**DATA PROVIDED:**
* * * *

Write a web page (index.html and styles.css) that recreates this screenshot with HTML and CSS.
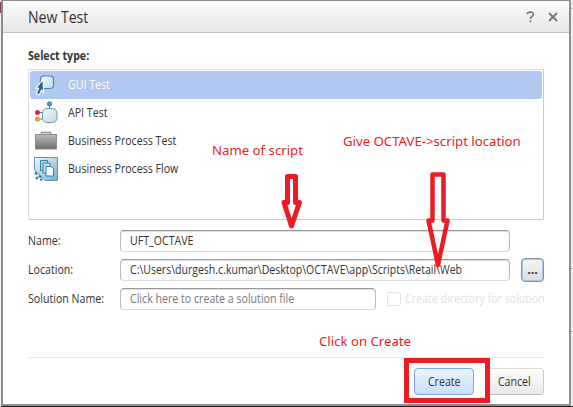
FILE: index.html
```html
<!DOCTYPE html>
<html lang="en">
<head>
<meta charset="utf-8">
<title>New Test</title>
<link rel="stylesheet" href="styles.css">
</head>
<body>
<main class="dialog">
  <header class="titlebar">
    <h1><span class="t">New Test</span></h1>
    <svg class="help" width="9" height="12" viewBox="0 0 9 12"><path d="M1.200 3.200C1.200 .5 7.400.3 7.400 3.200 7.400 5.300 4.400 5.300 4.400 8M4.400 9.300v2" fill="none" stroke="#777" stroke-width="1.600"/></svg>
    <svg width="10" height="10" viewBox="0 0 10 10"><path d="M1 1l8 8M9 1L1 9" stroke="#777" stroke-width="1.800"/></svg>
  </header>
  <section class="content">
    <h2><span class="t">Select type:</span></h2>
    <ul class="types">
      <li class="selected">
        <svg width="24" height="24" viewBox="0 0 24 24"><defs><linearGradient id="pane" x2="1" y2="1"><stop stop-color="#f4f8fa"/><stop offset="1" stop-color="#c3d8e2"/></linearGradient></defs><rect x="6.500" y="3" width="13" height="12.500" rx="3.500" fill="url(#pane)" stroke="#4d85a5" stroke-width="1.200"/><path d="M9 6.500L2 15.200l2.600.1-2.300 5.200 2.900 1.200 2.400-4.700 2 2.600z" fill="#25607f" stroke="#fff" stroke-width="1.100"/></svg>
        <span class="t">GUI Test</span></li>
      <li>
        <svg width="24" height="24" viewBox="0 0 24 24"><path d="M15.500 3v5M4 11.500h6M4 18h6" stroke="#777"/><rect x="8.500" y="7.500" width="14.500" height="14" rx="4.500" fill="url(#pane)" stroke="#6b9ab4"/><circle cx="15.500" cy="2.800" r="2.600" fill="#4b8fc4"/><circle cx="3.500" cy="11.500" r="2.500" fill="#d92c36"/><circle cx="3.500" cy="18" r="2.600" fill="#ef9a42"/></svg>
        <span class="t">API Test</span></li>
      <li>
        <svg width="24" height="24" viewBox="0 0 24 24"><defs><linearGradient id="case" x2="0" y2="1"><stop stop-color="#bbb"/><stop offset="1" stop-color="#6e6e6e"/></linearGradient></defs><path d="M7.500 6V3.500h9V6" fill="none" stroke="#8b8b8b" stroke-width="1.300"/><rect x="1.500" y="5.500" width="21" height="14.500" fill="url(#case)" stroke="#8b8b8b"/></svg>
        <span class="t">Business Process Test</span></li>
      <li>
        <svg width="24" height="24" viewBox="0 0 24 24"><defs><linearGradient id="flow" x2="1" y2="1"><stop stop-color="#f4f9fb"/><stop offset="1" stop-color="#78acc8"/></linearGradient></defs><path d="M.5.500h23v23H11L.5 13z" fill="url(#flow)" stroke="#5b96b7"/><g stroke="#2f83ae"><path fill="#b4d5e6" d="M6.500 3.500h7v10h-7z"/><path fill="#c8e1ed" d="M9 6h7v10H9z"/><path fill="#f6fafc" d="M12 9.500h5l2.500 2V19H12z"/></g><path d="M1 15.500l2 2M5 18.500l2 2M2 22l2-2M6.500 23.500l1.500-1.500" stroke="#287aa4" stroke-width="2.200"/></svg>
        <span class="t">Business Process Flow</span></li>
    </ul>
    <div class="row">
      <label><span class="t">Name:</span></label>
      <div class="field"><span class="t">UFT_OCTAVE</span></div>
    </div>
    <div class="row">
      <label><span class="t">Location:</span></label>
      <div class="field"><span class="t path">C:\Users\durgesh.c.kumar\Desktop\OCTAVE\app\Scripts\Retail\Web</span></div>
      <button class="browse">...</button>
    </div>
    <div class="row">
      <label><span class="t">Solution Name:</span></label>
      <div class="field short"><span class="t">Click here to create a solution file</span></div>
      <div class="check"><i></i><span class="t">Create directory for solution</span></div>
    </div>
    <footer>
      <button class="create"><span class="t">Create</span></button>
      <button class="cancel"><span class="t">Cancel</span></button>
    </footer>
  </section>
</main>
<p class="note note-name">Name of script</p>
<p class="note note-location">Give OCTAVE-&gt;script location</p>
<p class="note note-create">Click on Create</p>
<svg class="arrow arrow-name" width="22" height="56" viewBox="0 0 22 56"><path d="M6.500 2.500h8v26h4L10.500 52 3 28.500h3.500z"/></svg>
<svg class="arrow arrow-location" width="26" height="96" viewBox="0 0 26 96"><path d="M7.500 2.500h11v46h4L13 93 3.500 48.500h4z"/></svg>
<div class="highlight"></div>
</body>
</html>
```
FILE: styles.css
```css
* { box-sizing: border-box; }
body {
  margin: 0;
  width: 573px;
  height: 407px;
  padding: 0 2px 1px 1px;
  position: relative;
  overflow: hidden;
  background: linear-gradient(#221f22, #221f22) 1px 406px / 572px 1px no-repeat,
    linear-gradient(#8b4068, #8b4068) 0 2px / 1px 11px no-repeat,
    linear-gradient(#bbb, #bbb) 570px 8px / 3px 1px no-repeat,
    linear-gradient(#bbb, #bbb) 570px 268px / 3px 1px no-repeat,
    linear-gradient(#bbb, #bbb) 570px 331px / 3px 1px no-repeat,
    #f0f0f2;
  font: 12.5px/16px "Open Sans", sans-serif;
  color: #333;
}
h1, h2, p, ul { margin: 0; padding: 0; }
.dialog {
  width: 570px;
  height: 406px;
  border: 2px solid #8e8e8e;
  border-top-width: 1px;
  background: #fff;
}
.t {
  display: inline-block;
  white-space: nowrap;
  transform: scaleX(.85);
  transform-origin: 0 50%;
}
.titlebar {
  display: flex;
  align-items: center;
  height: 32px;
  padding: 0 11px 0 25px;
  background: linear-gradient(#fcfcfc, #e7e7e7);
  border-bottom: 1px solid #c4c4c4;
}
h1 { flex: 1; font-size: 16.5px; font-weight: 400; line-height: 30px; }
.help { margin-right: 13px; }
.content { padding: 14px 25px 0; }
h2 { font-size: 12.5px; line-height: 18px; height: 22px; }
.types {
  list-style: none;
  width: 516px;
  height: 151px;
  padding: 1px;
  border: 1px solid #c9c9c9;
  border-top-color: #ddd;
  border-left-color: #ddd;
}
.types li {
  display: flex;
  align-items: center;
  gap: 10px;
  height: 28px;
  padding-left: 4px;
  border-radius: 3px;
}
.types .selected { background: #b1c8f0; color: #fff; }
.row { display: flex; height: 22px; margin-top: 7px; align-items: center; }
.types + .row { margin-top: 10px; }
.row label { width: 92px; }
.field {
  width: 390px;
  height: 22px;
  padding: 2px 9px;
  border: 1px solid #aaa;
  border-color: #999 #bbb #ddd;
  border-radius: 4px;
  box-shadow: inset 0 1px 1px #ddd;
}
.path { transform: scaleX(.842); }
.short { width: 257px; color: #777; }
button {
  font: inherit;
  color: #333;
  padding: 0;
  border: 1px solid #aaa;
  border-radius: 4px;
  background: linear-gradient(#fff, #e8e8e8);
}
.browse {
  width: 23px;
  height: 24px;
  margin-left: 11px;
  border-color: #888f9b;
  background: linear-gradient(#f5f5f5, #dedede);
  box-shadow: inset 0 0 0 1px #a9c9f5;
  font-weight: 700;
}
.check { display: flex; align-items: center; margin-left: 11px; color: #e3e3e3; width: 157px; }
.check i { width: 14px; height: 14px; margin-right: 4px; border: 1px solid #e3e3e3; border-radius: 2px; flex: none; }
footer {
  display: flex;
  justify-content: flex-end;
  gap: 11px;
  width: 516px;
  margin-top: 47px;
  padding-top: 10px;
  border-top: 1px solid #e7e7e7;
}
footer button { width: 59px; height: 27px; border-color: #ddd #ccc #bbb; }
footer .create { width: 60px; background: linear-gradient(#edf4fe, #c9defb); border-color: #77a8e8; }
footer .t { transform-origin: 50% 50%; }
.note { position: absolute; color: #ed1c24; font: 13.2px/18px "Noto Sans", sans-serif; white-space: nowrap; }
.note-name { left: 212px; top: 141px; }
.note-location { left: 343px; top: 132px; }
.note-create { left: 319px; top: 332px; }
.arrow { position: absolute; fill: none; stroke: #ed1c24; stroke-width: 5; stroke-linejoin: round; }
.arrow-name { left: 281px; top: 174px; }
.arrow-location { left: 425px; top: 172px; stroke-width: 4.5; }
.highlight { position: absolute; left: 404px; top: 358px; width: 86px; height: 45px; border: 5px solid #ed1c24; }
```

* * * *

How many of the lines above contain the string "styles"? Give the number only.

**WRITTEN SOLUTION:** 3